Another thing, though. I don’t want to sound like a hypocrite when I tell you to meditate. Because, I know all this stuff and I’m not doing it.

Well, that’s not true. I have done it before. As I said, I did it for volleyball. I sat, quietly, for twenty minutes a night, visualizing serve receive. I was playing against the Olympic team nearly every tournament (yes, because I was ranked so low on the tour) and I had to really, really focus in order to make good passes from their serves.

When I was meditating, and playing on the beach five hours a day and lifting weights an hour a day, my favorite part of the day was meditating. But when I gave up volleyball, I gave up meditating.

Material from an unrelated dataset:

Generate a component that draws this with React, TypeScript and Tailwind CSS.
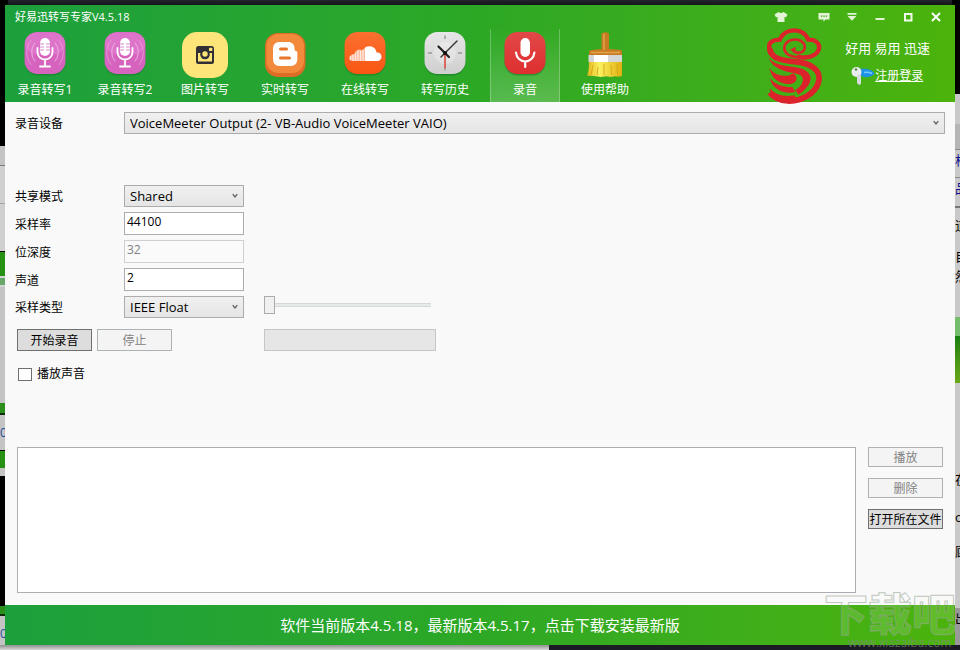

Then I did yoga (which is about breathing, so it counts as meditation). I was doing such hard-core yoga that I was waking up at 5am, doing ninety minutes of yoga, going home to sleep from complete exhaustion, and going into work late. Five days a week. And I loved it. But when I got fired from the job (for being late, among other things) and I had all the time in the world as an unemployed person, I stopped doing yoga.

It’s insane not to meditate because it helps all aspects of your life—intellectual, emotional, physical. And it only takes five minutes. You just need to sit for five minutes, and even if you are terrible at meditating and your mind races and you struggle to sit still, those five minutes are still beneficial.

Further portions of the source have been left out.